Dataset entries:

==================================================

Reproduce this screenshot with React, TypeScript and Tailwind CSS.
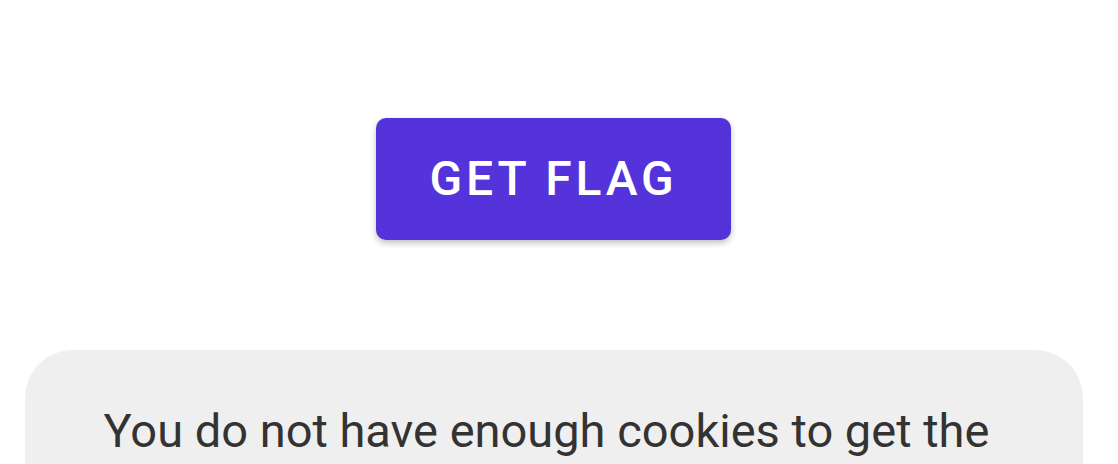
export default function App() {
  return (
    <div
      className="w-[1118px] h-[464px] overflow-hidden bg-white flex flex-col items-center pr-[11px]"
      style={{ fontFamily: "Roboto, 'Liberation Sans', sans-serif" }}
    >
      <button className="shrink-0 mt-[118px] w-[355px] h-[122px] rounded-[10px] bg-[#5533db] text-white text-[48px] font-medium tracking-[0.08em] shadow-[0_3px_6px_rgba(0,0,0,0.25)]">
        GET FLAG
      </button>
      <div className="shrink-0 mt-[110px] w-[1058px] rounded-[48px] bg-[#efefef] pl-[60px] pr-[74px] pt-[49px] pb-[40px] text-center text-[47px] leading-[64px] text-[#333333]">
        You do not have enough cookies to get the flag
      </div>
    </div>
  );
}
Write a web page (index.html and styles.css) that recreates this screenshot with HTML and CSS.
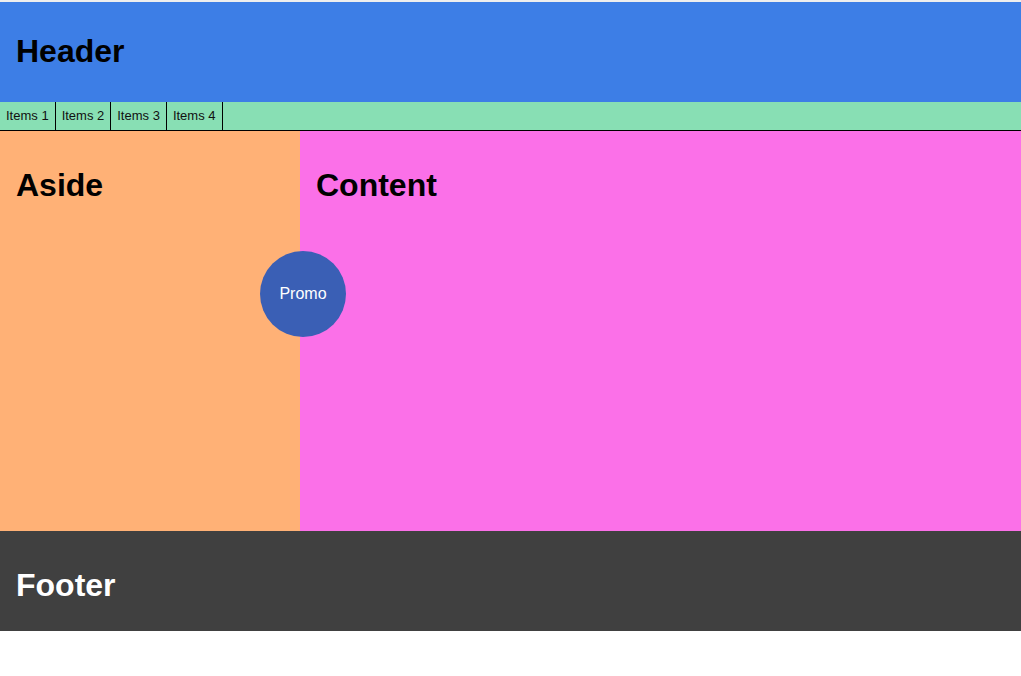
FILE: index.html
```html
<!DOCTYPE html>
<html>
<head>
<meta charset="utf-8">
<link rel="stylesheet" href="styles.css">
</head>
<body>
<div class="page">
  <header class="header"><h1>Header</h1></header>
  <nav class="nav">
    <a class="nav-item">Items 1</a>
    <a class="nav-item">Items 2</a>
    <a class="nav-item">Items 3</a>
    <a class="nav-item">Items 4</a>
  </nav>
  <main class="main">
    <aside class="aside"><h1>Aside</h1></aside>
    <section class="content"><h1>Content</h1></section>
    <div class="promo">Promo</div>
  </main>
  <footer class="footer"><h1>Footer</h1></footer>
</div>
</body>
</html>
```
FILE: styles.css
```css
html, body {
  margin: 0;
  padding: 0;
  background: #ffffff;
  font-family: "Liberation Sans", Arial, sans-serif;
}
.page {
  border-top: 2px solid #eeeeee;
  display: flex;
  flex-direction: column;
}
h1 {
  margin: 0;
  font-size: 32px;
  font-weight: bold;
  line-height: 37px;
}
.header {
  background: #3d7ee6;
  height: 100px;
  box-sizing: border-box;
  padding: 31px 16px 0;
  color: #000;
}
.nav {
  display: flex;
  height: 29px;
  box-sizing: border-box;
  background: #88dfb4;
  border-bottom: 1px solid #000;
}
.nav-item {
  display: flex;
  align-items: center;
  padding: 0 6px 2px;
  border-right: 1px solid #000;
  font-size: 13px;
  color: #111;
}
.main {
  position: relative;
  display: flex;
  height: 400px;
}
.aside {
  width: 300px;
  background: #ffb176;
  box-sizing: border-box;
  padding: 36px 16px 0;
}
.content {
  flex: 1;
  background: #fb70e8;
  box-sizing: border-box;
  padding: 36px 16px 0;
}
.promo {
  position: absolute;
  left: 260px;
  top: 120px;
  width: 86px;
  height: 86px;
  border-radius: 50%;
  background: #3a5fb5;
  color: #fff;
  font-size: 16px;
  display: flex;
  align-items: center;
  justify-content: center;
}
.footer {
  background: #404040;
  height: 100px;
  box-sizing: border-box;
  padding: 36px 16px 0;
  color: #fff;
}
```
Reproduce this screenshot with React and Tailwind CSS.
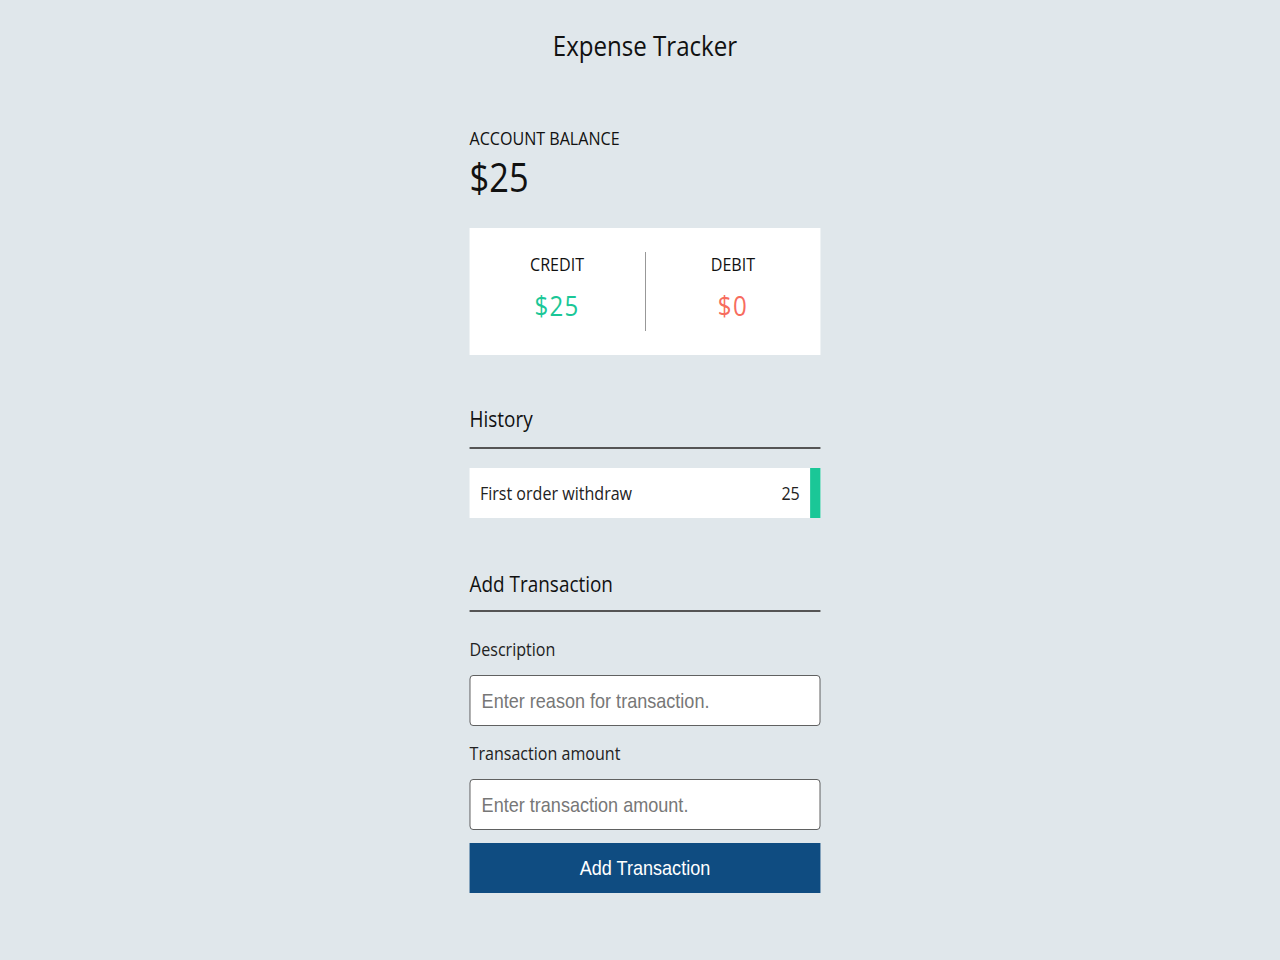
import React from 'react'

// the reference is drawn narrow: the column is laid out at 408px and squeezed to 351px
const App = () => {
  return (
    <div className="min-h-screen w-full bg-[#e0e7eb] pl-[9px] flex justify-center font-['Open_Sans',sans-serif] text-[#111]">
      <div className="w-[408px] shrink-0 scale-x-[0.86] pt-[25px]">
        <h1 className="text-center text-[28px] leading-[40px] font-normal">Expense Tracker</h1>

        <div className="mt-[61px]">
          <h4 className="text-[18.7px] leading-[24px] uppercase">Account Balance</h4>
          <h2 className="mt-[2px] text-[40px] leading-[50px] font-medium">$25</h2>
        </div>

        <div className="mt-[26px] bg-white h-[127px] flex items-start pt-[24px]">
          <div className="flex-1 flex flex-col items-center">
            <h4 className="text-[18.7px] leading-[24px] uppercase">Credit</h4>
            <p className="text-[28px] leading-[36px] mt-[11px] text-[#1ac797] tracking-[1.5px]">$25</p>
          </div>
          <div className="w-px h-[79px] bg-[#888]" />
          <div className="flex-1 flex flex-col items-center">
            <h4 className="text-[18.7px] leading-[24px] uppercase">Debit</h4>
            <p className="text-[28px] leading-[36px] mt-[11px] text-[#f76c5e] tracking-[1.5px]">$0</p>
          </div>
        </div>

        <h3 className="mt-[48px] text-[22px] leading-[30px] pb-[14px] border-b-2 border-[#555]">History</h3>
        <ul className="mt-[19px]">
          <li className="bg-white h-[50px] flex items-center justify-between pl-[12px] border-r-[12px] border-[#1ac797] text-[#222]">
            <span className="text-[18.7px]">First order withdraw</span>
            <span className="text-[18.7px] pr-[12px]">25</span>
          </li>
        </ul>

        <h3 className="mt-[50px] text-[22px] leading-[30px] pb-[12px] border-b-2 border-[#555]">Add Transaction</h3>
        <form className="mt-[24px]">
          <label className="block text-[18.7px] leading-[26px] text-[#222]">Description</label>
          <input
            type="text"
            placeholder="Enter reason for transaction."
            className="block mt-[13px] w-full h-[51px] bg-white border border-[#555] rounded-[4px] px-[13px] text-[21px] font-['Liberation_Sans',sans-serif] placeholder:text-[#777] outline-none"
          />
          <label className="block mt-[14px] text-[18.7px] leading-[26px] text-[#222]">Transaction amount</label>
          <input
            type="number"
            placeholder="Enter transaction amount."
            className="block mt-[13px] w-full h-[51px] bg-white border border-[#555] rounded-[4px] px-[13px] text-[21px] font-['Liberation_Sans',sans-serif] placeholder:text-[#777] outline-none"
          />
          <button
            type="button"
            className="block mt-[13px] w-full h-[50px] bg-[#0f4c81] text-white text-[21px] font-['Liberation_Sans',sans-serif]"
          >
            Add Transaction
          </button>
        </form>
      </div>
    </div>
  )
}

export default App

==================================================

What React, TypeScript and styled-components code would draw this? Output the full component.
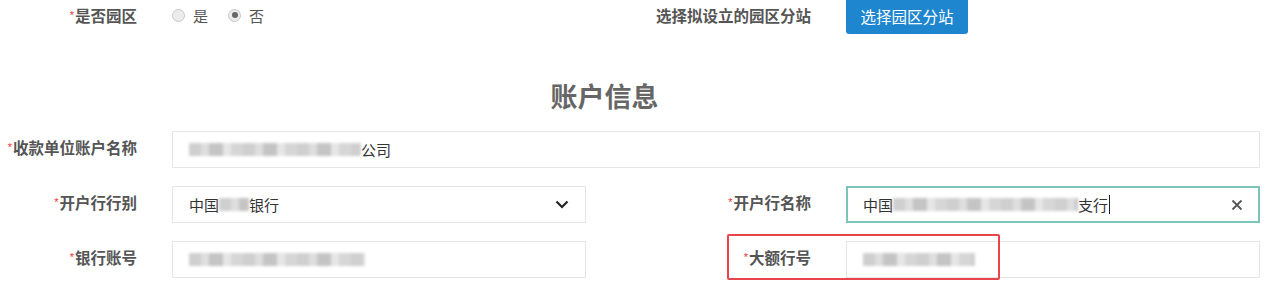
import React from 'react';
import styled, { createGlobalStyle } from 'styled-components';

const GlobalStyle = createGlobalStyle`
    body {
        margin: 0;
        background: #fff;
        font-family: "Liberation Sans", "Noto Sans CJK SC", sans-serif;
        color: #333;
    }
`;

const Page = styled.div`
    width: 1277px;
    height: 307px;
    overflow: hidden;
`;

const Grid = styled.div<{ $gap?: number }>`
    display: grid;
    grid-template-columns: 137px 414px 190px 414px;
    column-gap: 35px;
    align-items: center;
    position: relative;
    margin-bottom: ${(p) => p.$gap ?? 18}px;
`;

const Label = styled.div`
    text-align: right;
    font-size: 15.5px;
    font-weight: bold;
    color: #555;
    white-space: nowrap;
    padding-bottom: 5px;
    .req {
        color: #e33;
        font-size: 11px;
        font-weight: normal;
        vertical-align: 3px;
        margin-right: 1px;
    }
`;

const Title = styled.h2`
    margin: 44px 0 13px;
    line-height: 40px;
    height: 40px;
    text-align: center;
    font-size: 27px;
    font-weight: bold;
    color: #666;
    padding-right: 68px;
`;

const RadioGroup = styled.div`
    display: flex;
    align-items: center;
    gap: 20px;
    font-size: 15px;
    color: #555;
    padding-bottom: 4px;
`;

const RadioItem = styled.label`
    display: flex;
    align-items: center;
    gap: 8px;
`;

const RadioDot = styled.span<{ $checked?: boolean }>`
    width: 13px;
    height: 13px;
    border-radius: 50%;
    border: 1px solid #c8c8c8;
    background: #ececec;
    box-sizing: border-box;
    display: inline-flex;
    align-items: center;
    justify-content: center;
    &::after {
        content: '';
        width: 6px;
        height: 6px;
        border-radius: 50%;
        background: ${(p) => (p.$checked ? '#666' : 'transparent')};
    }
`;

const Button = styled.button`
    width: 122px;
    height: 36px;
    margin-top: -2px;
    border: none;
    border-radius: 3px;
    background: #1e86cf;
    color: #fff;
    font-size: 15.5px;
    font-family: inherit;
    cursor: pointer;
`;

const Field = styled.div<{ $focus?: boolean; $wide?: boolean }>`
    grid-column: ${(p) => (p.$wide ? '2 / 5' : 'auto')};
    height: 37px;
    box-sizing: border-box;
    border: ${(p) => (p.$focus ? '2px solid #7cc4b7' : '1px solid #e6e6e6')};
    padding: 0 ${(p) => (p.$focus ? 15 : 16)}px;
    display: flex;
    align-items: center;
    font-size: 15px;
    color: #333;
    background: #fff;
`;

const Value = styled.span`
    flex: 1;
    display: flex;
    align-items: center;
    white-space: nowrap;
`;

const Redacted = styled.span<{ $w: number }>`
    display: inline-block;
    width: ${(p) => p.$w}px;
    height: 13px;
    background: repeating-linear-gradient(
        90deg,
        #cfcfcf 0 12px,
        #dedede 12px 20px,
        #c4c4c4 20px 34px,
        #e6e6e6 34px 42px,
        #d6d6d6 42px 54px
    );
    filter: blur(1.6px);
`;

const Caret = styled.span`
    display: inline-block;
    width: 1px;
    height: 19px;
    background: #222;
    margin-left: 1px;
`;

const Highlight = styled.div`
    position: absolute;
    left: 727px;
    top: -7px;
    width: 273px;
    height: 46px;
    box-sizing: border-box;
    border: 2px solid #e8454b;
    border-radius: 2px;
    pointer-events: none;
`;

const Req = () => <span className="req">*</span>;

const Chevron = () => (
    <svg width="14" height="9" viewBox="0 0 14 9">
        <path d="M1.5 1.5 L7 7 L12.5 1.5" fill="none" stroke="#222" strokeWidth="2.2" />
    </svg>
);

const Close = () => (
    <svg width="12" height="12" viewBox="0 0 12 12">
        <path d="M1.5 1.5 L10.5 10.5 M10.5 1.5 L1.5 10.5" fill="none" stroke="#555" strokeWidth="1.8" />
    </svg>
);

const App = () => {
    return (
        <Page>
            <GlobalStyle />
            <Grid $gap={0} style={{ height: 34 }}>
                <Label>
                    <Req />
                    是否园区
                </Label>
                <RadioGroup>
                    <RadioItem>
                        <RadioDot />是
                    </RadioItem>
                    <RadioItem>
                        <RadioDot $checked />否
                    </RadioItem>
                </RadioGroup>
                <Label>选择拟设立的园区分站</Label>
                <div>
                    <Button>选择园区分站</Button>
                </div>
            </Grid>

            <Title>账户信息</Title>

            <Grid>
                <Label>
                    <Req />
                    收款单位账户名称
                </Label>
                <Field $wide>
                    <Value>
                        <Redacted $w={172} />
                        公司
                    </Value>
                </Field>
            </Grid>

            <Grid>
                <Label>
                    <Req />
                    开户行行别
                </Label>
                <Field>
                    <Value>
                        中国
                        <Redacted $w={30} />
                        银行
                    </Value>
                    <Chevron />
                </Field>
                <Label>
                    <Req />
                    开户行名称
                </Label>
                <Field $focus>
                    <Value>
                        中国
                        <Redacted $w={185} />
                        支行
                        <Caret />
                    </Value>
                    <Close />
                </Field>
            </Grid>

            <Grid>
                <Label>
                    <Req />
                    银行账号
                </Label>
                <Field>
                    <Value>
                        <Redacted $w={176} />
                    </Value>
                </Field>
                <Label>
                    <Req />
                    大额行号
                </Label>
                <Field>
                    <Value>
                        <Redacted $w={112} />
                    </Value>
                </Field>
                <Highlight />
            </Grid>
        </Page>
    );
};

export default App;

==================================================

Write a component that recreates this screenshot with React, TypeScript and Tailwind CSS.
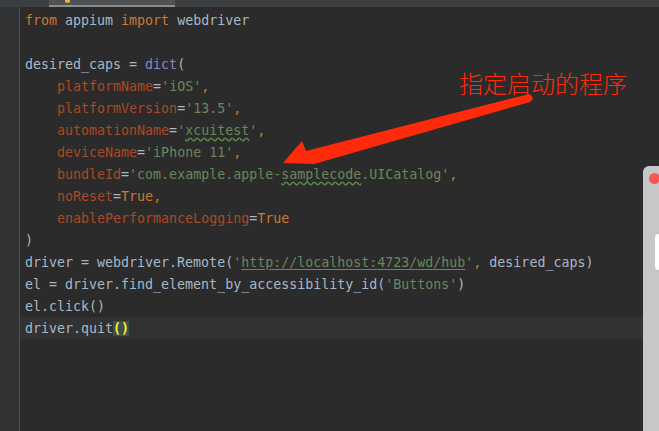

==================================================

Task description: From the entries above, extract each line containing "recreates".

Result of the exercise:
Write a web page (index.html and styles.css) that recreates this screenshot with HTML and CSS.
Write a component that recreates this screenshot with React, TypeScript and Tailwind CSS.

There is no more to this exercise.